I learned the facts about the dictatorship of Chile in school. I was born exactly a year after the coup making Augusto Pinochet president of Chile, and his junta the government. The dictatorship only ended when I was 15, in grade 10.
I spent my first month in Santiago simply wandering around, getting used to the city. One day, very near my apartment, I happened upon a stunning area of 19th century houses, made of two streets named Paris and Londres–after Paris and London, of course. Most of the buildings are now offices, hotels, and high-end cafes. I stood in the middle of the street that day admiring one lovely hotel, then turned around to look at the house across the street…and my brain blanked out. I didn’t understand what I was looking at. I saw cobblestones with people’s names and ages inscribed on them. The beautiful house was completely covered in rough, sprayed-on writing, saying “tortura”, “muertos,” “memoria.” It finally, sort-of clicked that, in this gorgeous, genteel enclave I had genuinely stumbled upon a site from Pinochet’s campaign of fear.
I got home, got on the internet, and looked up the address: 38 Londres.
I didn’t go back there until two days ago, and I’m leaving Chile today. First, I went to El Museo de Memoria y Derecho Humanos — the Museum of Memory and Human Rights — dedicated to showing what happened the day in 1973 when Pinochet and Chile’s military forcibly took over the country, and then what happened in Chile (and to Chileans outside the country!) until the dictatorship finally ended in 1990. It’s one of the best, most extraordinary exhibits I’ve ever seen, very effective, and affecting. It contains a bit of everything — video of newsfeeds the day of the coup, voice recordings of the president of Chile telling everyone goodbye over the radio, of Pinochet’s first address, of people recounting how they’d been interrogated, jailed, and tortured. Hundreds of photos, of people being detained, protesting, sites where “disappeared” bodies had been uncovered. Torture devices, a bent metal cross of an unknown victim buried in “Patio 29” of the General Cemetary, and pictures drawn by the children of people who’d been murdered, with “¿Donde están?” written again and again, “Where are they?”
Most of the inside of the house at 38 Londres is still empty: it’s clean, but there are holes punched in walls, exposed pipes. Near the one tiny bathroom detainees were permitted to use, a video plays, showing how a forensics team took samples–evidence–from every surface. The toilet has since been removed–everything else in the house remains exactly as it was when DINA–the army’s secret service–shut up the house and tried to hide it by changing its number to 40. The map I received explained what every room in the house had been used for. The entire second floor was for interrogating people for being “left-wing,” and then tortured. Being in that house, knowing what happened in those near-empty rooms… I can’t truly describe it. Unsettling. Moving. Overwhelming.
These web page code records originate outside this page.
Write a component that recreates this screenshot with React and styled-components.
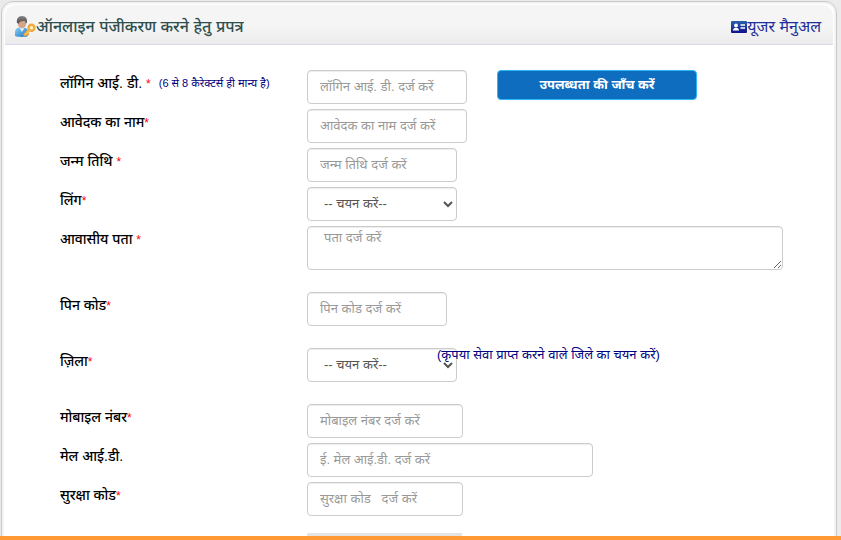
import React from "react";
import styled, { createGlobalStyle } from "styled-components";

const GlobalStyle = createGlobalStyle`
  * { box-sizing: border-box; }
  body {
    margin: 0;
    background: #ebebeb;
    color: #000;
    font-family: "Liberation Sans", "Noto Sans", "Noto Sans Devanagari", sans-serif;
    font-size: 14px;
    line-height: 20px;
  }
  input, select, textarea, button { font: inherit; }
`;

const Page = styled.div`
  display: flex;
  flex-direction: column;
  height: 100vh;
  overflow: hidden;
`;

const Viewport = styled.div`
  flex: 1;
  min-height: 0;
  overflow: hidden;
`;

const Panel = styled.main`
  margin: 1px 4px 0 1px;
  border: 1px solid #c8c8c8;
  border-radius: 12px;
  background: #fff;
  overflow: hidden;
  box-shadow: inset 0 0 0 2px #f4f4f4;
`;

const Header = styled.header`
  display: flex;
  align-items: center;
  justify-content: space-between;
  height: 40px;
  margin: 3px 3px 0;
  padding: 5px 12px 0 9px;
  border-bottom: 1px solid #d8d8ec;
  border-radius: 10px 10px 0 0;
  background: linear-gradient(#f5f5f5 50%, #ececec);
`;

const Title = styled.h1`
  display: flex;
  align-items: center;
  margin: 0;
  color: #2f4f4f;
  font-size: 16px;
  font-weight: 500;
  line-height: 24px;
`;

const ManualLink = styled.a`
  display: flex;
  align-items: center;
  color: #1f2f9c;
  font-size: 16px;
  line-height: 24px;
  text-decoration: none;
`;

const Form = styled.form`
  display: grid;
  row-gap: 5px;
  padding: 25px 50px 40px 58px;
`;

const Row = styled.div`
  display: grid;
  grid-template-columns: 247px 1fr;
  align-items: start;
  margin-bottom: ${({ $gap }) => $gap || 0}px;
`;

const Caption = styled.div`
  display: flex;
  padding-top: 3px;
  font-weight: 500;
  white-space: pre;
`;

const Star = styled.span`
  color: #f00;
  font-size: 12px;
`;

const Hint = styled.span`
  margin-left: 8px;
  color: #000080;
  font-size: 11px;
  font-weight: 400;
`;

const Controls = styled.div`
  display: flex;
  gap: 30px;
  position: relative;
`;

const field = `
  display: block;
  border: 1px solid #ccc;
  border-radius: 4px;
  background-color: #fff;
  box-shadow: inset 0 1px 1px rgba(0, 0, 0, 0.075);
  color: #555;
  &&& { font-size: 13px; }
  &::placeholder { color: #999; opacity: 1; }
`;

const Input = styled.input`
  ${field}
  width: ${({ $width }) => $width}px;
  height: 34px;
  padding: 5px 12px 7px;
`;

const Select = styled.select`
  ${field}
  width: 150px;
  height: 34px;
  padding: 5px 12px 7px;
`;

const TextArea = styled.textarea`
  ${field}
  width: 476px;
  height: 44px;
  padding: 1px 16px;
  resize: both;
`;

const CheckButton = styled.button`
  width: 200px;
  height: 30px;
  padding: 0;
  border: 1px solid #2cb8f5;
  border-radius: 4px;
  background: #0e6dbe;
  color: #fff;
  && {
    font-size: 13px;
    font-weight: 700;
  }
`;

const SelectNote = styled.span`
  position: absolute;
  left: 130px;
  top: -3px;
  color: #000080;
  font-size: 13px;
  white-space: nowrap;
  pointer-events: none;
`;

const Captcha = styled.div`
  width: 155px;
  height: 34px;
  margin: 12px 0 0 247px;
  background: #e4e4e4;
`;

const BottomBar = styled.footer`
  height: 4px;
  background: #ff9933;
`;

const UserKeyIcon = () => (
  <svg width="22" height="22" viewBox="0 0 22 22" aria-hidden="true">
    <defs>
      <linearGradient id="shirt" x2="1" y2="1">
        <stop stopColor="#8fd2f5" />
        <stop offset="1" stopColor="#1673c4" />
      </linearGradient>
      <linearGradient id="hair" y2="1" x2="0">
        <stop stopColor="#858585" />
        <stop offset="1" stopColor="#4e4a48" />
      </linearGradient>
    </defs>
    <path d="M1 20v-4c0-3 2-4.500 5-4.500h3c3 0 5 1.500 5 4.500v4c-3 1.200-10 1.200-13 0z" fill="url(#shirt)" />
    <path d="M5.500 11.500 8 16l2.500-4.500z" fill="#e8f6ff" />
    <path d="M4 5c0-2 8-2 8 0v3.500c0 2-2 3.900-4 3.900s-4-1.900-4-3.900z" fill="#d3a58a" />
    <path d="M3 7C2.300 3 4 0 8 0s5.800 3 4.800 7l-1 .5c0-2-.8-2.500-2-2.500-2 .4-4-.2-5 2.700z" fill="url(#hair)" />
    <path d="m16 13-6 6.500m2.500-2 2 1.700" fill="none" stroke="#e9a43a" strokeWidth="3" />
    <circle cx="17.500" cy="11.800" r="3" fill="#fff2c9" stroke="#efaa3d" strokeWidth="2.400" />
    <path d="m15.800 13.800-5 5.400" stroke="#ffd477" strokeWidth="1" />
  </svg>
);

const CardIcon = () => (
  <svg width="16" height="12" viewBox="0 0 16 12" aria-hidden="true">
    <defs>
      <linearGradient id="card" y2="1" x2="0">
        <stop stopColor="#2b62ad" />
        <stop offset="1" stopColor="#10128c" />
      </linearGradient>
    </defs>
    <rect width="16" height="12" rx="1" fill="url(#card)" />
    <circle cx="5" cy="4.500" r="1.900" fill="#fff" />
    <path d="M2 9.500c0-2 1.200-2.800 3-2.800s3 .8 3 2.800z" fill="#fff" />
    <path d="M9.500 4H14M9.500 7H14" stroke="#fff" strokeWidth="1.300" />
  </svg>
);

const Label = ({ htmlFor, children, star, hint }) => (
  <Caption>
    <label htmlFor={htmlFor}>
      {children}
      {star && <Star>*</Star>}
    </label>
    {hint && <Hint>{hint}</Hint>}
  </Caption>
);

const TextRow = ({ id, label, star = true, hint, placeholder, width, gap, type = "text", children }) => (
  <Row $gap={gap}>
    <Label htmlFor={id} star={star} hint={hint}>{label}</Label>
    <Controls>
      <Input id={id} type={type} placeholder={placeholder} $width={width} />
      {children}
    </Controls>
  </Row>
);

const SelectRow = ({ id, label, note, gap }) => (
  <Row $gap={gap}>
    <Label htmlFor={id} star>{label}</Label>
    <Controls>
      <Select id={id}>
        <option>-- चयन करें--</option>
      </Select>
      {note && <SelectNote>{note}</SelectNote>}
    </Controls>
  </Row>
);

export default function App() {
  return (
    <Page>
      <GlobalStyle />
      <Viewport>
        <Panel>
          <Header>
            <Title><UserKeyIcon />ऑनलाइन पंजीकरण करने हेतु प्रपत्र</Title>
            <ManualLink href="#manual"><CardIcon />यूजर मैनुअल</ManualLink>
          </Header>
          <Form>
            <TextRow id="login" label="लॉगिन आई. डी. " hint="(6 से 8 कैरेक्टर्स ही मान्य है)" placeholder="लॉगिन आई. डी. दर्ज करें" width={160}>
              <CheckButton type="button">उपलब्धता की जाँच करें</CheckButton>
            </TextRow>
            <TextRow id="name" label="आवेदक का नाम" placeholder="आवेदक का नाम दर्ज करें" width={160} />
            <TextRow id="dob" label="जन्म तिथि " placeholder="जन्म तिथि दर्ज करें" width={150} />
            <SelectRow id="gender" label="लिंग" />
            <Row $gap={17}>
              <Label htmlFor="address" star>{"आवासीय पता "}</Label>
              <TextArea id="address" placeholder="पता दर्ज करें" />
            </Row>
            <TextRow id="pin" label="पिन कोड" placeholder="पिन कोड दर्ज करें" width={140} gap={17} />
            <SelectRow id="district" label="ज़िला" note="(कृपया सेवा प्राप्त करने वाले जिले का चयन करें)" gap={17} />
            <TextRow id="mobile" label="मोबाइल नंबर" placeholder="मोबाइल नंबर दर्ज करें" width={156} />
            <TextRow id="email" type="email" star={false} label="मेल आई.डी." placeholder="ई. मेल आई.डी. दर्ज करें" width={286} />
            <TextRow id="code" label="सुरक्षा कोड" placeholder="सुरक्षा कोड   दर्ज करें" width={156} />
            <Captcha />
          </Form>
        </Panel>
      </Viewport>
      <BottomBar />
    </Page>
  );
}
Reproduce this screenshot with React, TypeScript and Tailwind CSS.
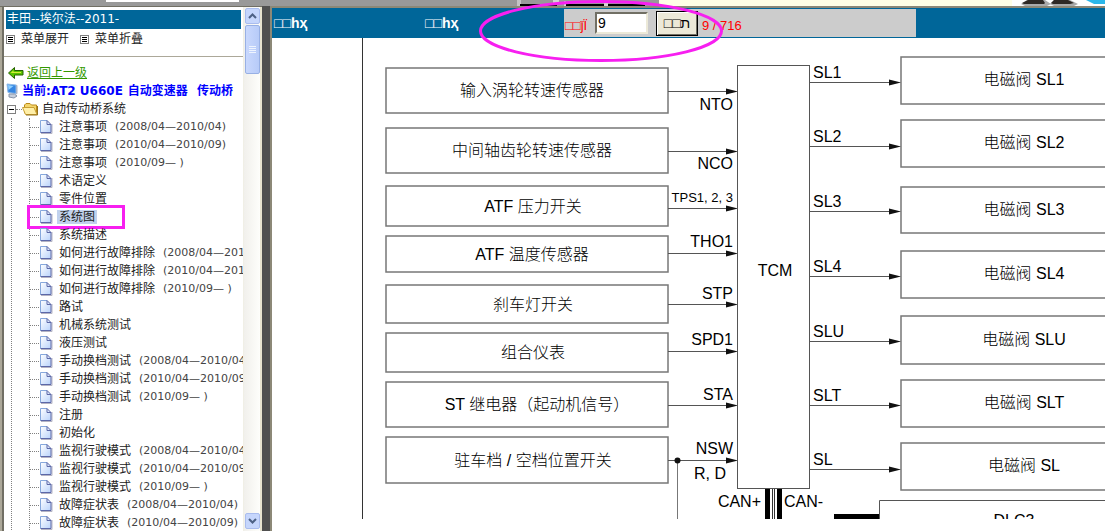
import React from "react";

type Topic = { name: string; range?: string; active?: boolean };

const topics: Topic[] = [
  { name: "注意事项", range: "(2008/04—2010/04)" },
  { name: "注意事项", range: "(2010/04—2010/09)" },
  { name: "注意事项", range: "(2010/09— )" },
  { name: "术语定义" },
  { name: "零件位置" },
  { name: "系统图", active: true },
  { name: "系统描述" },
  { name: "如何进行故障排除", range: "(2008/04—2010/04)" },
  { name: "如何进行故障排除", range: "(2010/04—2010/09)" },
  { name: "如何进行故障排除", range: "(2010/09— )" },
  { name: "路试" },
  { name: "机械系统测试" },
  { name: "液压测试" },
  { name: "手动换档测试", range: "(2008/04—2010/04)" },
  { name: "手动换档测试", range: "(2010/04—2010/09)" },
  { name: "手动换档测试", range: "(2010/09— )" },
  { name: "注册" },
  { name: "初始化" },
  { name: "监视行驶模式", range: "(2008/04—2010/04)" },
  { name: "监视行驶模式", range: "(2010/04—2010/09)" },
  { name: "监视行驶模式", range: "(2010/09— )" },
  { name: "故障症状表", range: "(2008/04—2010/04)" },
  { name: "故障症状表", range: "(2010/04—2010/09)" },
];

const inputs = [
  { top: 68, bottom: 113, y: 91, name: "输入涡轮转速传感器", x: 532, signal: "NTO", sy: 110 },
  { top: 128, bottom: 173, y: 151, name: "中间轴齿轮转速传感器", x: 532, signal: "NCO", sy: 169 },
  { top: 186, bottom: 226, y: 208, name: "ATF 压力开关", x: 533, signal: "TPS1, 2, 3", sy: 202 },
  { top: 236, bottom: 272, y: 253, name: "ATF 温度传感器", x: 532, signal: "THO1", sy: 247 },
  { top: 285, bottom: 323, y: 304, name: "刹车灯开关", x: 533, signal: "STP", sy: 299 },
  { top: 333, bottom: 372, y: 351, name: "组合仪表", x: 533, signal: "SPD1", sy: 345 },
  { top: 382, bottom: 427, y: 405, name: "ST 继电器（起动机信号）", x: 537, signal: "STA", sy: 400 },
  { top: 437, bottom: 483, y: 460, name: "驻车档 / 空档位置开关", x: 533, signal: "NSW", sy: 454 },
];

const outputs = [
  { top: 57, bottom: 104, y: 82, signal: "SL1" },
  { top: 120, bottom: 167, y: 146, signal: "SL2" },
  { top: 187, bottom: 233, y: 211, signal: "SL3" },
  { top: 251, bottom: 298, y: 276, signal: "SL4" },
  { top: 316, bottom: 364, y: 341, signal: "SLU" },
  { top: 380, bottom: 427, y: 405, signal: "SLT" },
  { top: 443, bottom: 490, y: 469, signal: "SL" },
];

function TopStrip() {
  return (
    <div className="h-[6px] w-full shrink-0 overflow-hidden bg-[#999999]">
      <svg width="1105" height="6" aria-hidden="true">
        <rect x="106" y="0" width="133" height="2" fill="#fff" />
        <rect x="517" y="0" width="4" height="6" fill="#c4c4c4" />
        <path d="M520 4h37v2h-37zM566 4h38v2h-38zM608 4h37v2h-37z" fill="#000" />
        <path d="M553 0h6v4h-6zM564 1h2v5h-2zM604 1h4v5h-4z" fill="#d4d4d4" />
        <rect x="659" y="0" width="353" height="6" fill="#ffffe6" />
        <rect x="1012" y="0" width="93" height="6" fill="#fff" />
        <path d="M1021 4l6-4h18l6 4-4 2h-22zM1050 4l4-4h16l8 4-4 2h-20z" fill="#aaa" />
        <path d="M1022 3l6-3h15l2 3-1 1h-20zM1051 3l3-3h14l6 3-4 1h-17z" fill="#2e2925" />
        <path d="M1086 0h19v4h-11z" fill="#2bb7ea" />
      </svg>
    </div>
  );
}

function ListIcon() {
  return (
    <svg width="9" height="9" aria-hidden="true" className="shrink-0">
      <rect x="0.5" y="0.5" width="8" height="8" fill="#fff" stroke="#808080" />
      <path d="M2 2.5h5M2 4.5h5M2 6.5h5" stroke="#000" />
    </svg>
  );
}

function PageIcon() {
  return (
    <svg width="14" height="16" aria-hidden="true" className="shrink-0">
      <defs>
        <linearGradient id="sheet" x1="0" y1="0" x2="1" y2="1">
          <stop offset="0" stopColor="#ffffff" />
          <stop offset="1" stopColor="#b9d3fb" />
        </linearGradient>
      </defs>
      <path d="M2 14.500h11V5" fill="none" stroke="#b4b4c4" />
      <path d="M1.500 1.500h7l3.500 4v8h-10.500z" fill="url(#sheet)" />
      <path d="M1.500 13.500v-12h6.500" fill="none" stroke="#86a8dc" />
      <path d="M1.500 13.500h10.500v-8l-4-4v4h4" fill="none" stroke="#5c68a8" />
    </svg>
  );
}

function FolderIcon() {
  return (
    <svg width="17" height="14" aria-hidden="true" className="shrink-0">
      <path d="M2.500 11V3l1.500-1.500h4l1.500 1.500h5V11z" fill="#f4d56b" stroke="#bb8a19" />
      <path d="M0.500 5.500h11.500l3 7H3.500z" fill="#ffefa8" stroke="#c9a034" />
      <path d="M4 13h11.500V4" fill="none" stroke="#96731c" />
    </svg>
  );
}

function ComputerIcon() {
  return (
    <svg width="13" height="16" aria-hidden="true" className="shrink-0">
      <path d="M1 1l9 1v8.500l-8-1z" fill="#3586e2" stroke="#8ebbe9" />
      <path d="M2 2l5.500 1-5 4z" fill="#8fd0ff" />
      <path d="M10 1.500l1.500 1v8l-1.500 1z" fill="#a9b4c9" />
      <path d="M3 11h5.500l2.500 2-3 2-5-1z" fill="#c6cfdc" stroke="#8793a8" />
    </svg>
  );
}

function Chevron({ down = false }: { down?: boolean }) {
  return (
    <svg width="9" height="6" aria-hidden="true">
      <path d={down ? "M1 1l3.500 3.500L8 1" : "M1 5l3.500-3.500L8 5"} fill="none" stroke="#4d6185" strokeWidth="2" />
    </svg>
  );
}

function Sidebar() {
  return (
    <aside className="flex w-[262px] shrink-0 overflow-hidden border-r-2 border-[#e8e4d0] bg-white">
      <div className="w-1 shrink-0 border-l-2 border-r-2 border-l-[#aca899] border-r-[#716f64]" />
      <nav className="w-[239px] shrink-0 overflow-hidden whitespace-nowrap pt-[3px] text-[12px] leading-[18px] text-[#222222]">
        <h1 className="ml-[2px] mr-[2px] h-[19px] bg-[#006699] px-px text-white">丰田--埃尔法--2011-</h1>
        <div className="flex h-7 items-center gap-[11px] border-b border-[#aca899] pb-[7px] pl-[2px]">
          <button type="button" className="flex items-center gap-[6px]">
            <ListIcon />菜单展开
          </button>
          <button type="button" className="flex items-center gap-[6px]">
            <ListIcon />菜单折叠
          </button>
        </div>
        <div className="mt-[7px] flex h-[18px] items-center gap-[3px] pl-1">
          <svg width="16" height="12" aria-hidden="true" className="shrink-0">
            <path d="M0.500 6l6-5.500v3h8.500v4.500H6.500v3.500z" fill="#58c400" stroke="#255f00" />
            <path d="M2.500 6l3-2.500v1.500H13v1H3z" fill="#d6ec37" />
          </svg>
          <a href="#up" className="text-[#339900] underline">返回上一级</a>
        </div>
        <div className="flex h-[18px] items-center gap-[3px] pl-[2px] font-bold text-[#0000ff]">
          <ComputerIcon />
          <span className="flex gap-[5px]">
            <span>当前:AT2 U660E</span>
            <span>自动变速器</span>
            <span className="pl-1">传动桥</span>
          </span>
        </div>
        <div className="flex h-[18px] items-center pl-[3px]">
          <button type="button" aria-label="折叠" className="flex h-[9px] w-[9px] items-center justify-center border border-[#808080] bg-white">
            <span className="h-px w-[5px] bg-black" />
          </button>
          <span className="w-[6px] border-t border-dotted border-[#808080]" />
          <FolderIcon />
          <span className="pl-[3px]">自动传动桥系统</span>
        </div>
        <div className="ml-[7px] border-l border-dotted border-[#808080]">
          <ul className="ml-[17px] border-l border-dotted border-[#808080]">
            {topics.map((t, i) => (
              <li key={i} className="relative flex h-[18px] items-center">
                <span className="w-[9px] shrink-0 border-t border-dotted border-[#808080]" />
                <PageIcon />
                <a href="#topic" className="ml-1 flex items-center">
                  <span className={t.active ? "h-[14px] bg-[#c1d2ee] px-[2px] leading-[14px]" : "px-[2px]"}>{t.name}</span>
                  {t.range && <span className="pl-[6px] text-[11px] text-[#444444]">{t.range}</span>}
                </a>
                {t.active && (
                  <span className="absolute -left-[3px] -top-[3px] h-6 w-[98px] border-[3px] border-[#f71ff0]" />
                )}
              </li>
            ))}
          </ul>
        </div>
      </nav>
      <div className="flex flex-1 flex-col items-center border-l border-[#f0efe6] bg-gradient-to-r from-[#f1f0ec] to-[#fefefb] pb-[2px] pt-[1px]">
        <button type="button" aria-label="向上" className="flex h-4 w-[15px] shrink-0 items-center justify-center rounded-[2px] border border-[#a9bcee] bg-[#c6d6fc]">
          <Chevron />
        </button>
        <div className="mt-px flex h-[49px] w-[15px] shrink-0 flex-col items-center justify-center gap-px rounded-[2px] border border-[#98b0e4] bg-gradient-to-r from-[#c9d8fd] to-[#b7cbf8]">
          <span className="h-px w-[7px] bg-[#eef4fe]" />
          <span className="h-px w-[7px] bg-[#eef4fe]" />
          <span className="h-px w-[7px] bg-[#eef4fe]" />
          <span className="h-px w-[7px] bg-[#eef4fe]" />
        </div>
        <div className="flex-1" />
        <button type="button" aria-label="向下" className="flex h-4 w-[15px] shrink-0 items-center justify-center rounded-[2px] border border-[#a9bcee] bg-[#c6d6fc]">
          <Chevron down />
        </button>
      </div>
    </aside>
  );
}

function Toolbar() {
  return (
    <div className="flex h-[30px] shrink-0 items-center bg-[#006699] font-['Liberation_Sans','DejaVu_Sans',sans-serif] text-[14px]">
      <a href="#prev" className="w-[151px] shrink-0 pl-[2px] font-bold text-white">□□һҳ</a>
      <a href="#next" className="w-[141px] shrink-0 pl-[2px] font-bold text-white">□□һҳ</a>
      <form className="flex h-7 w-[352px] shrink-0 items-center bg-[#cccccc] pl-px text-[13px] text-[#ff0000]" onSubmit={(e) => e.preventDefault()}>
        <label htmlFor="page" className="w-[30px] shrink-0 whitespace-nowrap pt-[6px]">□□ǰΪ</label>
        <input
          id="page"
          defaultValue="9"
          className="h-[22px] w-[53px] shrink-0 border-2 border-b-[#ece9d8] border-l-[#716f64] border-r-[#ece9d8] border-t-[#716f64] bg-white px-px text-[14px] text-black outline-none"
        />
        <button type="submit" className="ml-2 h-[25px] w-[42px] shrink-0 whitespace-nowrap border border-black bg-[#ece9d8] text-[14px] leading-none text-black shadow-[inset_1px_1px_0_#ffffff,inset_-1px_-1px_0_#716f64]">
          □□ת
        </button>
        <span className="ml-1 pt-[6px]">9 / 716</span>
      </form>
    </div>
  );
}

function Wire({ from, to, y }: { from: number; to: number; y: number }) {
  return (
    <g>
      <path d={`M${from} ${y + 0.5}H${to - 10}`} stroke="#555" />
      <path d={`M${to} ${y + 0.5}l-12 -3v6z`} fill="#111" />
    </g>
  );
}

function Diagram() {
  return (
    <svg
      width="833"
      height="481"
      viewBox="272 38 833 481"
      role="img"
      aria-label="TCM 系统图"
      className="block shrink-0 font-['Liberation_Sans','Noto_Sans_CJK_SC',sans-serif] text-[16px]"
    >
      <path d="M362.500 38V519" stroke="#333" />
      {inputs.map((b) => (
        <g key={b.signal}>
          <rect x="386" y={b.top} width="282" height={b.bottom - b.top} fill="#fff" stroke="#777" strokeWidth="1.500" />
          <text x={b.x} y={Math.floor((b.top + b.bottom) / 2) + 6} textAnchor="middle" className="font-light">{b.name}</text>
          <Wire from={668} to={738} y={b.y} />
          <text x="733" y={b.sy} textAnchor="end" className={b.signal.startsWith("TPS") ? "text-[13px]" : "text-[16px]"}>
            {b.signal}
          </text>
        </g>
      ))}
      <rect x="737.500" y="65.500" width="72" height="423" fill="none" stroke="#555" />
      <text x="775" y="276" textAnchor="middle">TCM</text>
      {outputs.map((b) => (
        <g key={b.signal}>
          <rect x="901" y={b.top} width="230" height={b.bottom - b.top} fill="#fff" stroke="#777" strokeWidth="1.500" />
          <text x="1024" y={Math.floor((b.top + b.bottom) / 2) + 5} textAnchor="middle" className="font-light">电磁阀 {b.signal}</text>
          <Wire from={810} to={901} y={b.y} />
          <text x="813" y={b.y - 4}>{b.signal}</text>
        </g>
      ))}
      <path d="M677.500 460V519" stroke="#777" />
      <circle cx="677.500" cy="460.500" r="3" fill="#111" />
      <text x="694" y="479">R, D</text>
      <text x="761" y="507" textAnchor="end">CAN+</text>
      <text x="784" y="507">CAN-</text>
      <path d="M765 489h5v30h-5zM777 489h5v30h-5z" fill="#000" />
      <path d="M772.500 489v30M774.500 489v30" stroke="#333" />
      <path d="M834 514h46v5h-46z" fill="#000" />
      <path d="M879.500 519V500.500H1105" fill="none" stroke="#555" />
      <text x="1014" y="526" textAnchor="middle">DLC3</text>
    </svg>
  );
}

export default function App() {
  return (
    <div className="relative flex h-screen flex-col overflow-hidden bg-white font-['DejaVu_Sans','Noto_Sans_CJK_SC',sans-serif]">
      <TopStrip />
      <div className="flex min-h-0 flex-1">
        <div className="flex shrink-0 border-t border-[#716f64]">
          <Sidebar />
        </div>
        <div className="w-2 shrink-0 bg-[#505050]" />
        <main className="flex min-w-0 flex-1 flex-col overflow-hidden border-l-2 border-t-2 border-[#8c8877]">
          <Toolbar />
          <Diagram />
        </main>
      </div>
      <svg width="246" height="64" aria-hidden="true" className="pointer-events-none absolute left-[478px] top-0">
        <ellipse cx="123" cy="31" rx="120.500" ry="29.500" fill="none" stroke="#f71ff0" strokeWidth="3" />
      </svg>
    </div>
  );
}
Just yesterday, I finally visited the General Cemetery of Santiago. The parts I most wanted to see were Salvador Allende’s tomb — which is lovely — and “Patio 29.” “Patio” in this case means “section” : the cemetery contains over 150 patios, and maps of the cemetery are marked in patios, making it easier to find gravesites. Finding Patio 29 was a bit difficult though — like 38 Londres, it appears the whole cemetery was renumbered in the past, possibly in part to hide number 29, which is now at the far northern edge of the cemetery, beside 156! They’re essentially pauper’s graves, all marked with the same bare metal crosses screwed into concrete. It’s become the site of marches by people angry that the immunity Pinochet gave himself and his junta is still in effect.
I strenuously suggest everyone visit every corner of Chile, which is mind-blowingly beautiful…and see what a dictator did this beautiful country for 17 years. It’s very, very illuminating, NOW.